En la tierra ignota se encuentran dragones, seres mitológicos, demoníacos, devoradores. Es el averno, el hades, la tierra de los muertos. Todos poseemos ese lugar sombrío e inhóspito que habita en nuestro interior: ¡se me llevan los demonios! decimos cuando perdemos la serenidad y la calma ante una situación imprevista, injusta y desagradable. Sin embargo, esos dragones han de ser primeramente reconocidos, una vez explorado el interior de uno mismo. Decía Pascal que no sabía cómo era el corazón de un asesino, pero se asomó al corazón de un hombre «honrado» y se asustó. En el frontispicio del templo de Delfos se leía la máxima de los siete sabios de Grecia: «Conócete a ti mismo». Y Cervantes nos da, por medio de Don Quijote, un certero consejo: «Has de poner los ojos en quién eres, procurando conocerte a ti mismo, que es el más difícil conocimiento que puede imaginarse; del conocerte saldrá el no hincharte como la rana que quiso igualarse con el buey».

Todo santo tiene un pasado; y todo pecador, posee un futuro. Así comienza la última película de Joffé, Encontrarás dragones. Ciertamente el pasado es inamovible, y el futuro no está en nuestras manos. Pero adentrarse en el corazón de un santo y en el corazón de un asesino da como resultado un drama sobre el perdón: lo palpitante no es tanto el perdón de lo pasado y de quien lo hizo, sino que tal concesión graciosa supone un nuevo recomienzo: para el perdonado que cancela su pasado, pero todavía más para el que otorga el perdón, porque inicia una nueva vida, un nuevo futuro. Emociona leer «a mi hijo lo mató ETA, pero, en mi corazón, he perdonado a sus asesinos». No es fácil. El interior del hombre clama justicia —que muchas veces, es sinónimo de venganza— ante el mal sufrido.

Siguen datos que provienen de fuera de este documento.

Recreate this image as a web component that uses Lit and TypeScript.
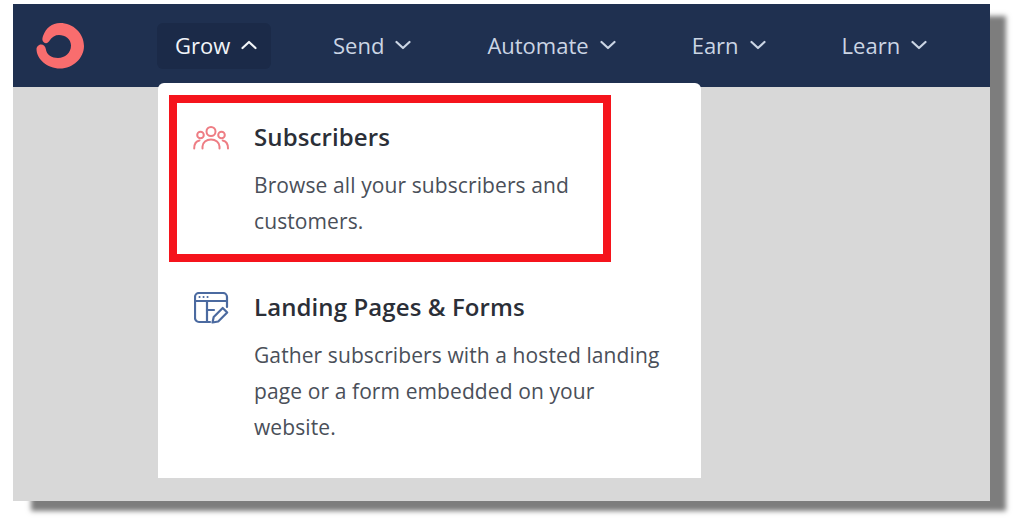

Vasili Grossman, en su novela Vida y destino, llega a afirmar que «todos los hombres son culpables ante una madre que ha perdido a un hijo en la guerra; y a lo largo de la historia de la humanidad, todos los esfuerzos que han hecho los hombres para justificarlo han sido en vano». En efecto, no hay racionalidad suficiente que pueda explicar tan atroz dolor. Ni se puede pedir lo imposible. Grossman sigue afirmando que «la crueldad de la vida engendra el bien en los grandes corazones, y éstos llevan ese bien a la vida…, pero no son los círculos de la vida los que cambian a imagen y semejanza de la idea de bien, sino la idea del bien (encarnada en el santo) la que se hunde en el fango de la vida, se quiebra, pierde su universalidad, se pone al servicio de la cotidianidad y no esculpe la vida a su hermosa pero incorpórea imagen (de bien)». La ofensa, el dolor, el perdón: trilogía de acciones concretas, con personas concretas. No es andar por las ramas de la inoperancia teórica: clava su mirada en los ojos, directamente, tersamente; y dice sencillamente: perdón.